Most welfare programmes are anti-cyclical. As unemployment rises and incomes fall, disbursement of cash and near-cash benefits to poor families increase. At the individual level, such programmes reduce economic distress. At the macro level, these programmes increase demand that help propel the economy out of recession.
In India, we do not have any largescale automatic stabilisers that can propel the economy when domestic and global demand are down. Most jobs in India do not carry unemployment insurance. Workers in the public sector have complete job security. The rest, in particular the vast majority in the informal sector, have neither unemployment insurance nor job security. Industrialised countries also offer income-tax relief in recessionary periods. But India has a small tax base, and tax relief would only help the relatively well-off who pay income tax.
In rural India, the Mahatma Gandhi National Rural Employment Guarantee Act (MGNREGA) is designed on the lines of serving as an automatic stabiliser. On paper, MGNREGA guarantees 100 days of wage employment to every household in a financial year. Thus, in a bad economic year, when demand for labour is low, households are generally assured to get 100 days of work and wage.
A Helping Hand
Launched by the UPA government in 2006, MGNREGA has steadily increased in size over the past five years of BJP rule, from Rs 36,025 crore in 2014-15 to Rs 61,080 crore in 2018-19. However, a common complaint is that wages are often delayed. Last year, 56% of the wage payments were delayed. In the two prior years, payments to over two-thirds of the workers were delayed. In 2016-17, 15% workers seeking work did not get any.

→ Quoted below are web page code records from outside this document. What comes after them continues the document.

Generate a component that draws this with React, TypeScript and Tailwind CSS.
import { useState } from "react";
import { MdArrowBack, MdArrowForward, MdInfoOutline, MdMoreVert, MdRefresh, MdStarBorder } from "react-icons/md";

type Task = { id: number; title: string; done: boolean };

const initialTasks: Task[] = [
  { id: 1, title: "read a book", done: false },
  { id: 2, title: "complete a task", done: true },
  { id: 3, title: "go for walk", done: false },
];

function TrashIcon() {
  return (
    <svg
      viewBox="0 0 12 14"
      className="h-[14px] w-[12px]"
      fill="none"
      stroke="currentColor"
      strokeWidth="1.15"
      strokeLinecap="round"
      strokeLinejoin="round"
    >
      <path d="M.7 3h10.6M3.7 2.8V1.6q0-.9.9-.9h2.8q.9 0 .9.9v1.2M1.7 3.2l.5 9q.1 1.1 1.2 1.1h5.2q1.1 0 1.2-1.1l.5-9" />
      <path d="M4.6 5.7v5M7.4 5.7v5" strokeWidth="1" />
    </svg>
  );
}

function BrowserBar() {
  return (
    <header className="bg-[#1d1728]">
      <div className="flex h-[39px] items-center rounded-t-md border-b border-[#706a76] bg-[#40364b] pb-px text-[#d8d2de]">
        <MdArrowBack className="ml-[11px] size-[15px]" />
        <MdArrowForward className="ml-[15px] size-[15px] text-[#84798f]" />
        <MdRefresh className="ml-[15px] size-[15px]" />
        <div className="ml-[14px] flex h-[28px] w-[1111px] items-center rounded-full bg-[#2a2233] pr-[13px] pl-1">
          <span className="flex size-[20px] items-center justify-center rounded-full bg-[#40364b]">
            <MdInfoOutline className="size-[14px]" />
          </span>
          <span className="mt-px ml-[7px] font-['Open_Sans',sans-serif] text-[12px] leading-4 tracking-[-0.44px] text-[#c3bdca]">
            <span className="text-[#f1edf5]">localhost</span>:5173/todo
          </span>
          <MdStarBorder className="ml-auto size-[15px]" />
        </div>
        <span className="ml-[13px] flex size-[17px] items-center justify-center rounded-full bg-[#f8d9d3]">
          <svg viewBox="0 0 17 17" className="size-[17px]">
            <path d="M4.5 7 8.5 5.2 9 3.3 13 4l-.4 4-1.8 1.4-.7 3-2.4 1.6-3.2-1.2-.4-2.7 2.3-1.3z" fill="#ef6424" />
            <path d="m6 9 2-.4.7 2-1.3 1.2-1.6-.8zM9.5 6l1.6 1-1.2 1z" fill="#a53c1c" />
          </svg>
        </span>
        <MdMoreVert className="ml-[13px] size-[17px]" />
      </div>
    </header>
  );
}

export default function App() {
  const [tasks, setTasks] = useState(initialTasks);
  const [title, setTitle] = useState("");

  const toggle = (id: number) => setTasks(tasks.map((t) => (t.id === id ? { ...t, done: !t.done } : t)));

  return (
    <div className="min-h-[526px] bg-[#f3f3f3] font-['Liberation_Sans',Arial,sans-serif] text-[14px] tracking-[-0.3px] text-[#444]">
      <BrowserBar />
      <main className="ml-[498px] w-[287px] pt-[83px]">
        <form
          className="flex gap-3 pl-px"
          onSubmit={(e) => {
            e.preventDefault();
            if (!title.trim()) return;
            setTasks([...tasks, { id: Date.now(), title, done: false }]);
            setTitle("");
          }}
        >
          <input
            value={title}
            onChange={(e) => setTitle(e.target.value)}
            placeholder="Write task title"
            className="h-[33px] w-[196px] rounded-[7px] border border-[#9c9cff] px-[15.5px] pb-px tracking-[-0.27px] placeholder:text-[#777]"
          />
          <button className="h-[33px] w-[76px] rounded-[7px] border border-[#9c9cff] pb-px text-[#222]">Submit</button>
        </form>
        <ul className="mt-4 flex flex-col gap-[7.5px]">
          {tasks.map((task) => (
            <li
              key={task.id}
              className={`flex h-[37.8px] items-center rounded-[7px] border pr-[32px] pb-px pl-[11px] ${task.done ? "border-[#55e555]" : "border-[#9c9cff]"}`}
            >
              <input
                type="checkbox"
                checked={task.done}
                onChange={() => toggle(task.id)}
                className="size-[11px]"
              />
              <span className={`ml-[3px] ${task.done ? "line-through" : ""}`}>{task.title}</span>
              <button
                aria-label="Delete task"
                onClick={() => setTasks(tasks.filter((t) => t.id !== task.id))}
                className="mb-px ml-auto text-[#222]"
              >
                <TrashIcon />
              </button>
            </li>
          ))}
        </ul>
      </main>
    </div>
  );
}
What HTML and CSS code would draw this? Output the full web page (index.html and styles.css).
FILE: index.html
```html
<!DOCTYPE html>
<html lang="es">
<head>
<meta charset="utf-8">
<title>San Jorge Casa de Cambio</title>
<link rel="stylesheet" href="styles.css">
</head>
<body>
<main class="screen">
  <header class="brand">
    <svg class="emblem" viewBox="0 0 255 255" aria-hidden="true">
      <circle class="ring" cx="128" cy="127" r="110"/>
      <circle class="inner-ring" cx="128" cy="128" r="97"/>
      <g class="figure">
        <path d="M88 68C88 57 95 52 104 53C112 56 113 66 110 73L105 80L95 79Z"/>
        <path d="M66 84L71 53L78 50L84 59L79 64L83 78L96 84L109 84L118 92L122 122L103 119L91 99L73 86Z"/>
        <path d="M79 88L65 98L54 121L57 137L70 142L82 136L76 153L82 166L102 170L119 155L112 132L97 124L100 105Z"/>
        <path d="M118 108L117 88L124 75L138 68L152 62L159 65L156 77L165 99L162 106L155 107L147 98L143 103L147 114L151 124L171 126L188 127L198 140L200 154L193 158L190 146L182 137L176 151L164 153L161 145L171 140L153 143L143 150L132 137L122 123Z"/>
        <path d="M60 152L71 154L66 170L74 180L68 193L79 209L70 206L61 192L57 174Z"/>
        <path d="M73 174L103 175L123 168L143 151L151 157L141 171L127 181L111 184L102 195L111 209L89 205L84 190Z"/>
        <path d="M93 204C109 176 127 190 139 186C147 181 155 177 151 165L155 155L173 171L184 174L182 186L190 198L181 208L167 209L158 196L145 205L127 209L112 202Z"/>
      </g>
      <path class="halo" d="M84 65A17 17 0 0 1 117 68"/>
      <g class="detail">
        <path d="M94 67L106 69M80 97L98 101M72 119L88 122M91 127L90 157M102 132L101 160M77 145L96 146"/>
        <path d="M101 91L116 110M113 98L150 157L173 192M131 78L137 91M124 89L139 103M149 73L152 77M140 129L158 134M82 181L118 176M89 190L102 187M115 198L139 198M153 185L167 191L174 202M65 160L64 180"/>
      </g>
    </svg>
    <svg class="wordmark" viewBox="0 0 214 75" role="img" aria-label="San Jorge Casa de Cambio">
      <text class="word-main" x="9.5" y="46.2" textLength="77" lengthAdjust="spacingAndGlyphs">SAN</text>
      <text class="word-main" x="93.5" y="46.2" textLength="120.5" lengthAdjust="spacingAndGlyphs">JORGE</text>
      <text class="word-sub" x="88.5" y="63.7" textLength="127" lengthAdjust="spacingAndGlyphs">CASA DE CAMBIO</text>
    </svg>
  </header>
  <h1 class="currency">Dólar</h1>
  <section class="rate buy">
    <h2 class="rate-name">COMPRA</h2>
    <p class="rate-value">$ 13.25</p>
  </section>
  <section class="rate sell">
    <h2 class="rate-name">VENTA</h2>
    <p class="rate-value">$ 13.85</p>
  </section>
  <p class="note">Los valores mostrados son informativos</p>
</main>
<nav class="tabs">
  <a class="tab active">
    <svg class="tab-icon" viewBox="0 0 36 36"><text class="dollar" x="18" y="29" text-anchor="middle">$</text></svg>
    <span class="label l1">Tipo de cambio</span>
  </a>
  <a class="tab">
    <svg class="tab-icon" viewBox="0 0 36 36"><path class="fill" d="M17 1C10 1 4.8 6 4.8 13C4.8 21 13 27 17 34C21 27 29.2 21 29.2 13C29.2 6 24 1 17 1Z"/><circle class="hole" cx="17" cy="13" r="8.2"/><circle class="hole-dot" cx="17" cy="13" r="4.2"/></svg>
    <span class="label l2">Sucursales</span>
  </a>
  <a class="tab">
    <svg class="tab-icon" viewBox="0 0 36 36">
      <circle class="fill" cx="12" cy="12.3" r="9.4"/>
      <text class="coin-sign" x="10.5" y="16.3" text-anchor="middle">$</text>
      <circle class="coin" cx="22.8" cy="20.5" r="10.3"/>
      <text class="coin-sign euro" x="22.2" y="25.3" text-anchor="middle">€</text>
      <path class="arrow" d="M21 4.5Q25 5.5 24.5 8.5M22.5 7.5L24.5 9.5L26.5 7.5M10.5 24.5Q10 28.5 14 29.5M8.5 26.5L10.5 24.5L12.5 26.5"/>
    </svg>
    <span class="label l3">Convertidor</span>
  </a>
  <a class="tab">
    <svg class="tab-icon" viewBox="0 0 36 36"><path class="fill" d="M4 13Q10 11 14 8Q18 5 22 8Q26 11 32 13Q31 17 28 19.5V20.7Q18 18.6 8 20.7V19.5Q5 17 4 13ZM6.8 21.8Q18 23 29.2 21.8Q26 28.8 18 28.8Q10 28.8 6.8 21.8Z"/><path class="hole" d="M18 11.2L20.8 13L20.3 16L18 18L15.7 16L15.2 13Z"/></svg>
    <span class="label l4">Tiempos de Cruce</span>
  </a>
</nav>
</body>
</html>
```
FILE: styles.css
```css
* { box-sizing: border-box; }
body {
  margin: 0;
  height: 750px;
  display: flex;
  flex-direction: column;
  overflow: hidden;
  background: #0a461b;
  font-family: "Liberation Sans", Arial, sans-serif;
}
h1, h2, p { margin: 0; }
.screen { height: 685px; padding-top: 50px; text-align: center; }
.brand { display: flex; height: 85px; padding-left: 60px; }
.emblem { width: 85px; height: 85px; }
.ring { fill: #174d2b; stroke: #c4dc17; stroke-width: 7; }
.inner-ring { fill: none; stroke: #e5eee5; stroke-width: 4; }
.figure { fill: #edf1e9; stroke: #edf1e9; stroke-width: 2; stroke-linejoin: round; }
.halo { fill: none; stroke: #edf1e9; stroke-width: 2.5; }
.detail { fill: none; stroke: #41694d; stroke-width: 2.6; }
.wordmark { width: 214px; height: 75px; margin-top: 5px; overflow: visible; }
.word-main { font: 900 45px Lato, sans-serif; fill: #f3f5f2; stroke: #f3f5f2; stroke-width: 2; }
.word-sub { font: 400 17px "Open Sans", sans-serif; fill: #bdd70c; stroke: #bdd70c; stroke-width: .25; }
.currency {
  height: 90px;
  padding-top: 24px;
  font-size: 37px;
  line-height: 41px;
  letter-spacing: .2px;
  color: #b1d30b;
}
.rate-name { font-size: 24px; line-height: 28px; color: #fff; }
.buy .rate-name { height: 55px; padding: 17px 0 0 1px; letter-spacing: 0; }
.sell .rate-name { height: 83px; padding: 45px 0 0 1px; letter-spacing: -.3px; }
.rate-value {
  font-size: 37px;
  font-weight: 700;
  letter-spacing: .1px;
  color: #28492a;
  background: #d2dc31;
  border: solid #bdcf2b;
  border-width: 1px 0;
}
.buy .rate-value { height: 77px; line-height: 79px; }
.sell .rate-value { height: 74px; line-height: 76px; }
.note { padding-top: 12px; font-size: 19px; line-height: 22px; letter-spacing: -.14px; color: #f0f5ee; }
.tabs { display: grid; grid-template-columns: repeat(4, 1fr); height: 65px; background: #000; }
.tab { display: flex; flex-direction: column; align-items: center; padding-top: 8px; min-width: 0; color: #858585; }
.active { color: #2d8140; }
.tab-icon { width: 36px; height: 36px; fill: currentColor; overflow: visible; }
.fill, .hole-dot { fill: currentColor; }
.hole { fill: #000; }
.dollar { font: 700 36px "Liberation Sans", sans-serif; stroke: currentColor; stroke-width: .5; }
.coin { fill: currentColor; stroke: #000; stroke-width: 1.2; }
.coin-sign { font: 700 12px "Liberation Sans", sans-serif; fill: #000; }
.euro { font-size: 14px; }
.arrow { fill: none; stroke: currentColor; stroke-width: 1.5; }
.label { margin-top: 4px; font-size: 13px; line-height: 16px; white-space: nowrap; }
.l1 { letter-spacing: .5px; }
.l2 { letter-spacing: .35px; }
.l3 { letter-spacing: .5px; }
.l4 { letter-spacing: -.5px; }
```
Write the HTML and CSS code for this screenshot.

Both factors weaken the effectiveness of MGNREGA as an automatic stabiliser. Further, even at its peak, MGNREGA is not large enough to provide a major boost — it is merely 0.4% of the nation’s GDP. A few other smaller schemes, such as drought relief programmes, are also anti-cyclical. But altogether, these programmes add to create, at most, a modest boost in demand compared to what is needed when the economy is subject to major vicissitudes from the global economy.
Given the structure of the Indian economy, many of the programmes that act as automatic stabilisers in industrialised countries do not work here. So, should India design a programme or set of programmes that can boost demand in times of cyclical slowdowns? And, if yes, what should such a programme be like? In the past, it was difficult to design such a programme because most public schemes created large-scale leakages. However, successful implementation of the Pradhan Mantri
Kisan Samman Nidhi (PM-KISAN) with electronic transfers directly into the bank account of beneficiaries makes it possible for the government to design a temporary scheme that boosts demand. For instance, a PM Grameen scheme, limited to a single year, could be designed that transfers.`6,000 into the account of each rural household in two or three instalments. Similar schemes could be designed for low-income families in urban areas.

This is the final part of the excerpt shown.